Coca-Cola Amatil scraps earnings forecasts
Coca-Cola Amatil’s long-promised plans to return to earnings growth have been trashed by the coronavirus pandemic.
Coca-Cola Amatil is in talks with the securities regulator to devise an online alternative staging of its annual general meeting slated for May, as a crackdown on large public gatherings to combat the coronavirus pandemic forces the company to consider actively discouraging investors turning up to question directors face-to-face and vote on resolutions.
Chief executive Alison Watkins told The Australian on Tuesday that CC Amatil had kickstarted discussions with the Australian Securities and Investments Commission over how to safely hold an AGM in the era of a pandemic with a small physical and online meeting one suggestion.
It comes as Ms Watkins was forced to withdraw the bottler’s guidance provided at its full-year guidance result in only last month of single digit earnings per share growth in 2020, with the seasoned company director and CEO providing a chilling warning that the economic impact of rising unemployment and business closures flowing from government directives could last for years after the coronavirus pandemic subsides.
“The actions that we take are going to have some pretty significant economic consequences, and we are not just going to bounce back,’’ Ms Watkins said, as CC Amatil binned its single digit earnings per share growth target for the year ahead.
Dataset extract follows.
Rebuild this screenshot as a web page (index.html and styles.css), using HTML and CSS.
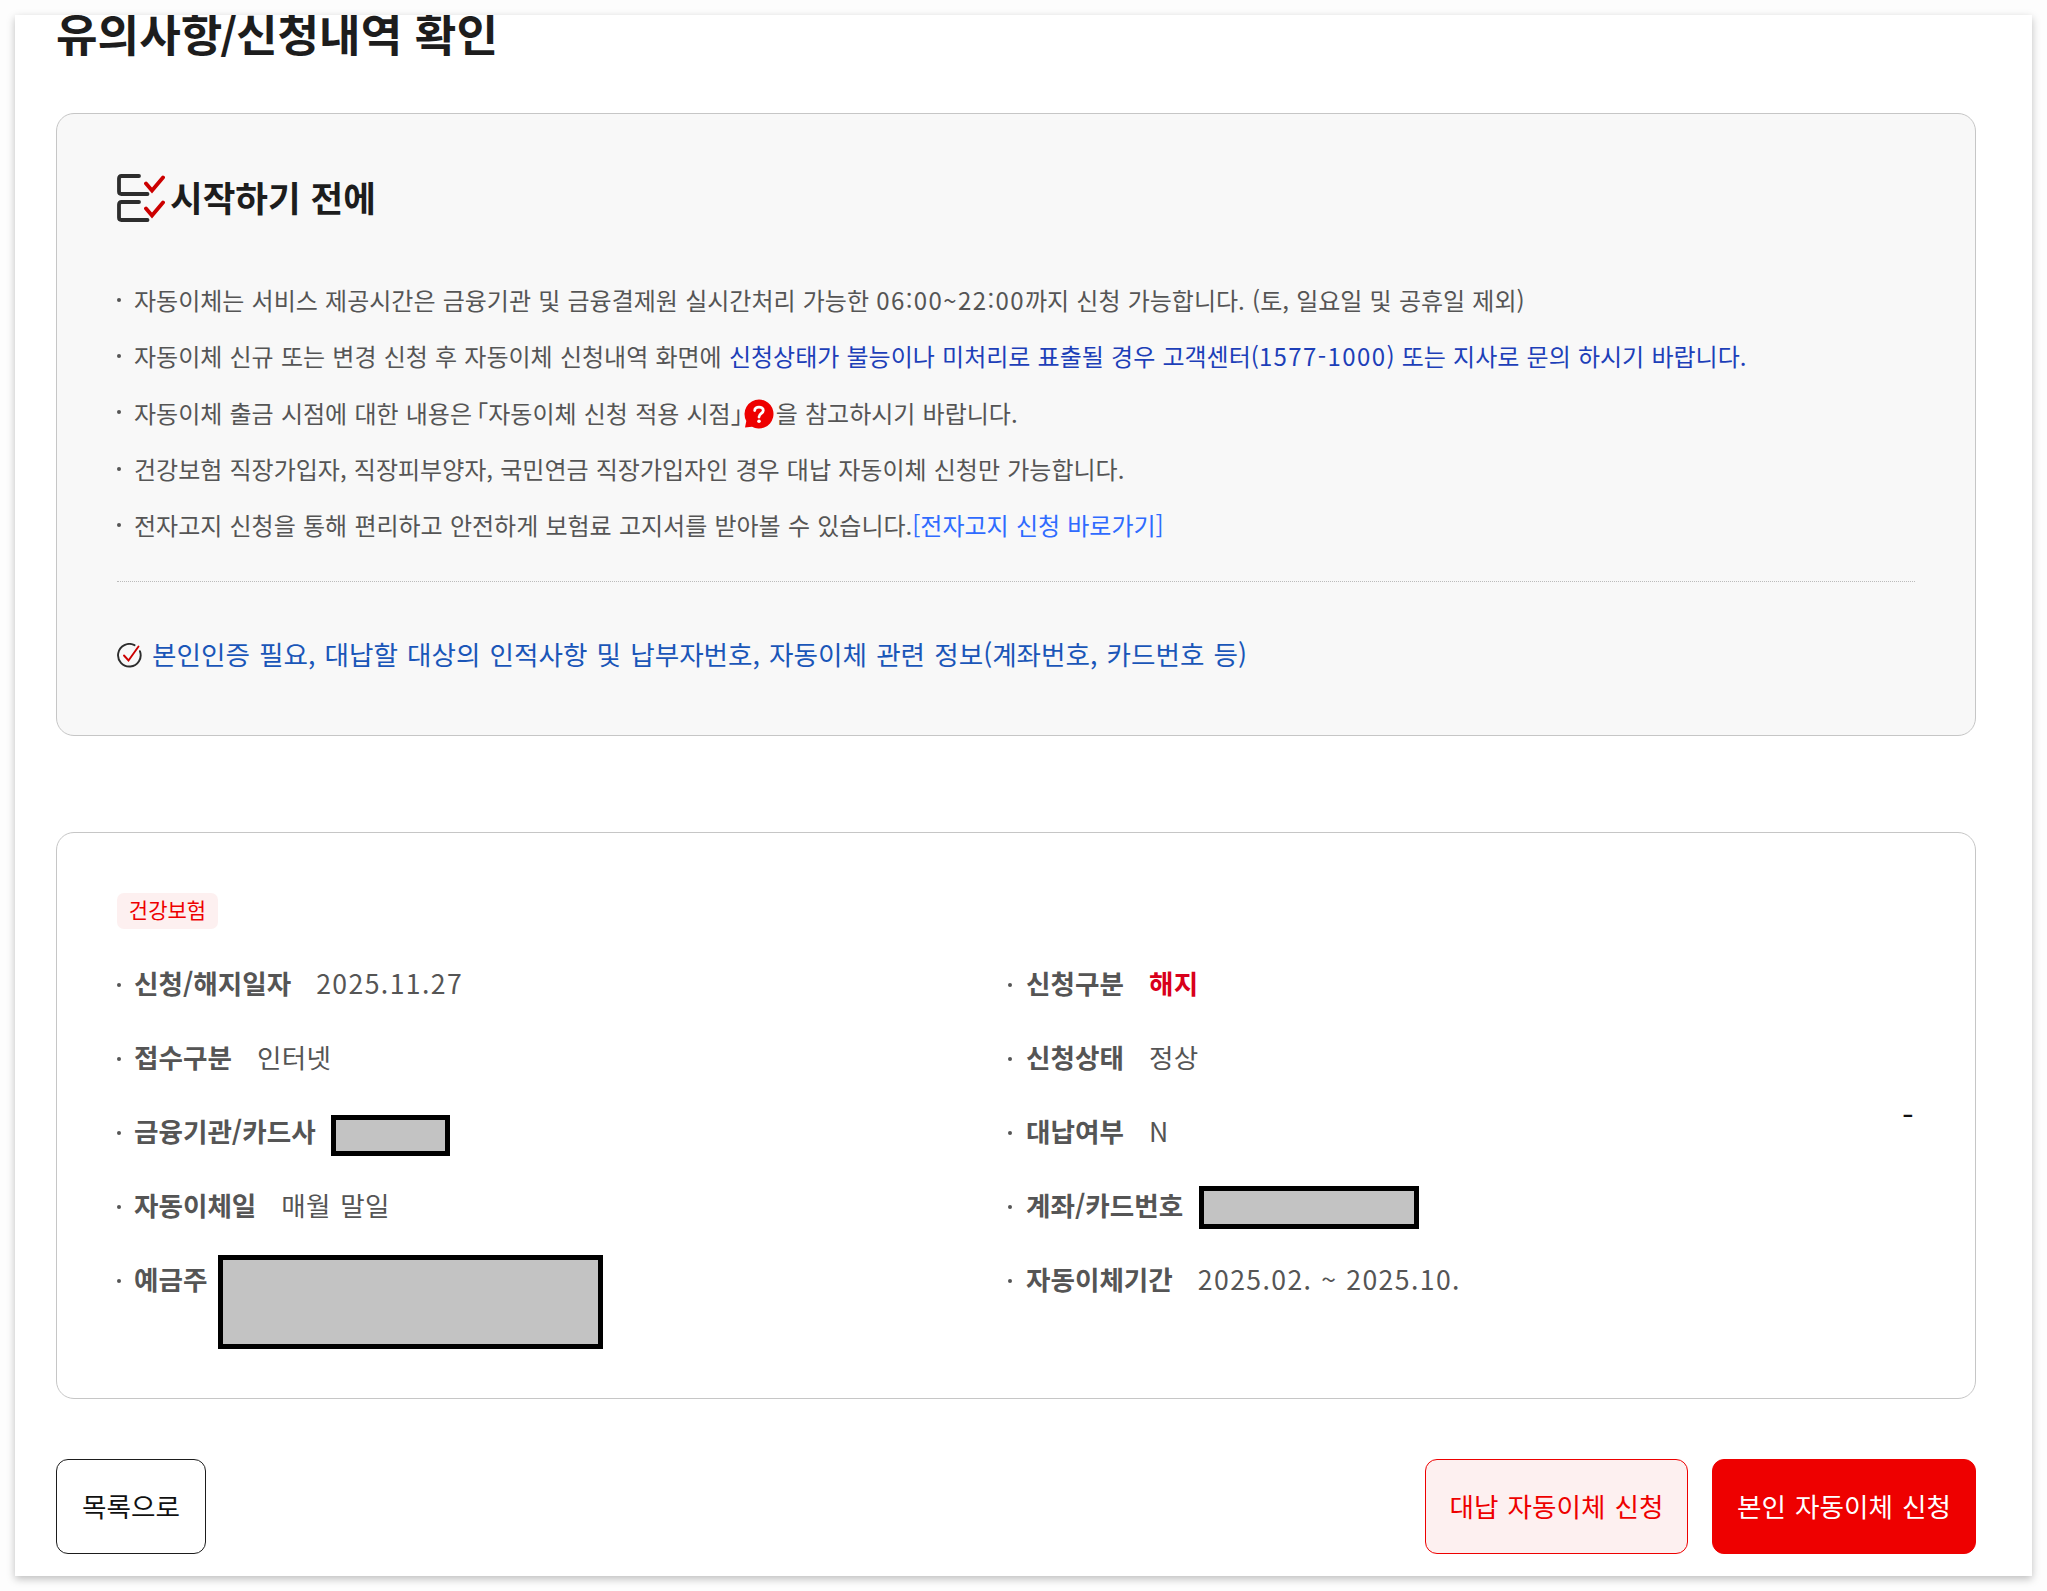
FILE: index.html
```
<!DOCTYPE html>
<html lang="ko">
<head>
	<meta charset="utf-8">
	<title>유의사항/신청내역 확인</title>
	<link rel="stylesheet" href="styles.css">
</head>
<body>
	<div class="page">
		<h1 class="title">유의사항<span class="slash">/</span>신청내역 확인</h1>

		<div class="box guide">
			<h2 class="guide-title">
				<svg class="ico-list" width="48" height="48" viewBox="0 0 48 48" fill="none" stroke-width="3.8" stroke-linecap="round" stroke-linejoin="round">
					<path stroke="#2d2d2d" d="M22 2H4.500Q2 2 2 4.500V17.500Q2 20 4.500 20H30.500M22 28H4.500Q2 28 2 30.500V43.500Q2 46 4.500 46H30.500"/>
					<path stroke="#c00" stroke-linejoin="miter" d="M29 9.500L35 16.500L46 3.500M29 34.500L35 41.500L46 28.500"/>
				</svg>
				<span>시작하기 전에</span>
			</h2>
			<ul class="guide-list">
				<li>자동이체는 서비스 제공시간은 금융기관 및 금융결제원 실시간처리 가능한 <span class="num">06:00~22:00</span>까지 신청 가능합니다. (토, 일요일 및 공휴일 제외)</li>
				<li>자동이체 신규 또는 변경 신청 후 자동이체 신청내역 화면에 <span class="blue">신청상태가 불능이나 미처리로 표출될 경우 고객센터(<span class="num">1577-1000</span>) 또는 지사로 문의 하시기 바랍니다.</span></li>
				<li class="tall">자동이체 출금 시점에 대한 내용은 <span class="quote">「</span>자동이체 신청 적용 시점<span class="quote-end">」</span><svg class="ico-help" width="30" height="30" viewBox="0 0 30 30">
					<path fill="#e00" d="M15 .5A14.500 14.500 0 1 1 8 27.700L1 28.500L2.300 22A14.500 14.500 0 0 1 15 .5Z"/>
					<path fill="none" stroke="#fff" stroke-width="2.800" stroke-linecap="round" d="M10.700 11.500C10.700 6.900 19.300 6.900 19.300 11.500C19.300 14.500 15 14.300 15 18"/>
					<circle cx="15" cy="22.300" r="1.800" fill="#fff"/>
				</svg>을 참고하시기 바랍니다.</li>
				<li>건강보험 직장가입자, 직장피부양자, 국민연금 직장가입자인 경우 대납 자동이체 신청만 가능합니다.</li>
				<li>전자고지 신청을 통해 편리하고 안전하게 보험료 고지서를 받아볼 수 있습니다.<a class="link" href="#">[전자고지 신청 바로가기]</a></li>
			</ul>
			<p class="guide-need">
				<svg class="ico-check" width="25" height="25" viewBox="0 0 25 25" fill="none" stroke-width="1.900" stroke-linecap="round">
					<path stroke="#2d2d2d" d="M17.500 2.200A11.300 11.300 0 1 0 22.900 8.200"/>
					<path stroke="#c00" d="M7 12.500L11.500 17.500L21.500 3.500"/>
				</svg>
				<span>본인인증 필요, 대납할 대상의 인적사항 및 납부자번호, 자동이체 관련 정보(계좌번호, 카드번호 등)</span>
			</p>
		</div>

		<div class="box detail">
			<span class="badge">건강보험</span>
			<div class="cols">
				<ul class="col">
					<li><b>신청/해지일자</b><span class="num">2025.11.27</span></li>
					<li><b>접수구분</b><span>인터넷</span></li>
					<li><b>금융기관/카드사</b><i class="mask mask-bank"></i></li>
					<li><b>자동이체일</b><span>매월 말일</span></li>
					<li><b>예금주</b><i class="mask mask-owner"></i></li>
				</ul>
				<ul class="col col-right">
					<li><b>신청구분</b><strong class="red">해지</strong></li>
					<li><b>신청상태</b><span>정상</span></li>
					<li><b>대납여부</b><span>N</span></li>
					<li><b>계좌/카드번호</b><i class="mask mask-account"></i></li>
					<li><b>자동이체기간</b><span class="num">2025.02. ~ 2025.10.</span></li>
				</ul>
			</div>
			<span class="dash">-</span>
		</div>

		<div class="buttons">
			<button class="btn">목록으로</button>
			<button class="btn btn-line">대납 자동이체 신청</button>
			<button class="btn btn-red">본인 자동이체 신청</button>
		</div>
	</div>
</body>
</html>
```
FILE: styles.css
```
* {
	box-sizing: border-box;
}
body {
	margin: 0;
	padding: 15px;
	background-color: #fdfdfd;
	font-family: "Noto Sans CJK KR", sans-serif;
	font-size: 26.6px;
	color: #555;
}
h1, h2, p, ul {
	margin: 0;
	padding: 0;
}
ul {
	list-style: none;
}
.page {
	width: 2017px;
	height: 1561px;
	padding: 0 56px 0 41px;
	background-color: #fff;
	box-shadow: 0 3px 8px rgba(0, 0, 0, 0.25);
	overflow: hidden;
}
.title {
	height: 98px;
	margin-top: -14px;
	margin-bottom: 14px;
	font-size: 45.2px;
	line-height: 64px;
	color: #1d1d1d;
}
.slash {
	margin: 0 -2px;
}
.box {
	position: relative;
	width: 1920px;
	padding: 60px;
	border: 1px solid #c6c6c6;
	border-radius: 18px;
}
.guide {
	height: 623px;
	background-color: #f8f8f8;
}
.guide-title {
	display: flex;
	gap: 5px;
	height: 48px;
	margin-bottom: 51px;
	font-size: 35.5px;
	line-height: 45px;
	color: #1d1d1d;
}
.guide-list {
	height: 309px;
	border-bottom: 1px dotted #bbb;
	font-size: 24px;
	word-spacing: 0.5px;
}
.guide-list li {
	position: relative;
	height: 56px;
	padding-left: 17px;
	line-height: 54px;
	white-space: nowrap;
}
.guide-list li.tall {
	height: 57px;
	line-height: 55px;
}
.guide-list li:before, .col li:before {
	content: "";
	position: absolute;
	left: 0;
	top: 25px;
	width: 4px;
	height: 4px;
	border-radius: 50%;
	background-color: #555;
}
.guide-list .num {
	letter-spacing: 1.4px;
}
.quote, .quote-end {
	font-feature-settings: "halt";
}
.quote {
	margin-left: -3px;
}
.ico-help {
	margin: 0 2px 0 1px;
	vertical-align: -6px;
}
.blue {
	color: #1d3fb8;
}
.link {
	color: #2f6bff;
	text-decoration: none;
}
.guide-need {
	display: flex;
	align-items: center;
	gap: 10px;
	height: 40px;
	margin-top: 53px;
	line-height: 38px;
	color: #1a56b8;
	word-spacing: 1.7px;
	white-space: nowrap;
}
.guide-need span {
	height: 40px;
}
.detail {
	height: 567px;
	margin-top: 96px;
}
.badge {
	display: block;
	width: 101px;
	height: 36px;
	border-radius: 7px;
	background-color: #fdf0f0;
	font-size: 21px;
	line-height: 32px;
	text-align: center;
	color: #e00;
}
.cols {
	display: grid;
	grid-template-columns: 891px 1fr;
	margin-top: 18px;
}
.col li {
	position: relative;
	display: flex;
	height: 74px;
	padding-left: 17px;
	line-height: 72px;
	white-space: nowrap;
}
.col-right li {
	padding-left: 18px;
}
.col li:before {
	top: 36px;
}
.col span, .col strong {
	margin-left: 25px;
	letter-spacing: 0.3px;
	word-spacing: 1.7px;
}
.col .num {
	letter-spacing: 1.4px;
	word-spacing: 0;
}
.col .red {
	color: #d9001b;
}
.mask {
	flex: none;
	border: 5px solid #000;
	background-color: #c3c3c3;
}
.mask-bank {
	width: 119px;
	height: 41px;
	margin: 20px 0 0 15px;
}
.mask-account {
	width: 220px;
	height: 43px;
	margin: 17px 0 0 16px;
}
.mask-owner {
	width: 385px;
	height: 94px;
	margin: 12px 0 0 11px;
}
.dash {
	position: absolute;
	right: 61px;
	top: 261px;
	font-family: Inter, sans-serif;
	line-height: 40px;
	color: #111;
}
.buttons {
	display: flex;
	gap: 24px;
	width: 1920px;
	margin-top: 60px;
}
.btn {
	width: 150px;
	height: 95px;
	padding: 0 0 2px;
	border: 1px solid #1d1d1d;
	border-radius: 12px;
	background-color: #fff;
	font: inherit;
	color: #111;
	word-spacing: 1.6px;
}
.btn-line {
	width: 263px;
	margin-left: auto;
	border-color: #e00;
	background-color: #fdf0f0;
	color: #e00;
}
.btn-red {
	width: 264px;
	border-color: #e00;
	background-color: #e00;
	color: #fff;
}
```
Economic and social dislocations mean many consumers won’t be reaching for a Coke or bottled water given the cancellation of sports and music events to the melting away of tourism.
“I think we need to be realistic about that, so things aren't going to return to normal just because COVID-19 is behind us. We are going to live with the economic consequences for quite some time, I would suggest it will be years not months.’’
But there are also practical corporate issues to deal with, and CC Amatil is set to hold its AGM on May 26 but that could be thrown into turmoil as governments move to limit public gatherings.
“We are working ASIC there to understand how we might stage a virtual AGM and at the moment we are planning to have that kind of virtual and physical AGM available as two alternatives to make sure that shareholders who want to join us can do so.
“There will still be a physical meeting, is my understanding … and we may need to discourage people from actually coming to the physical meeting because it would be typically a large gathering.’’
Turning to the business, she said in the medium term it was being shaken by the government actions to clamp down on the pandemic.
“We noted at that time that we remained on watch for flow-on effects on the economy of the bushfires in Australia and coronavirus. Since then we have seen a significant escalation of measures taken by governments in each of our markets in an effort to slow the rate of COVID-19 infection. These are having and will have a myriad of consequences for our customers and our businesses.”
CC Amatil said given the significant uncertainty in relation to the duration and impact of the COVID-19 pandemic, the bottler said it no longer felt it is appropriate to continue to provide earnings guidance.
Ms Watkins said there was uncertainty around its Indonesian business in the lead up to Ramadan, while in Bali the drying up of tourism had dented its sales in that once thriving tourism hotspot.
However, In Australia and New Zealand CC Amatil is seeing strong growth in the grocery channel as consumers stock up on beverages such as Coke, bottled water and possibly Canadian Club whiskey.
But this was being offset by a downturn in the “on the go” channel such as restaurants, cafes, regional shops, cinemas, hotels, airlines and fast-food chains.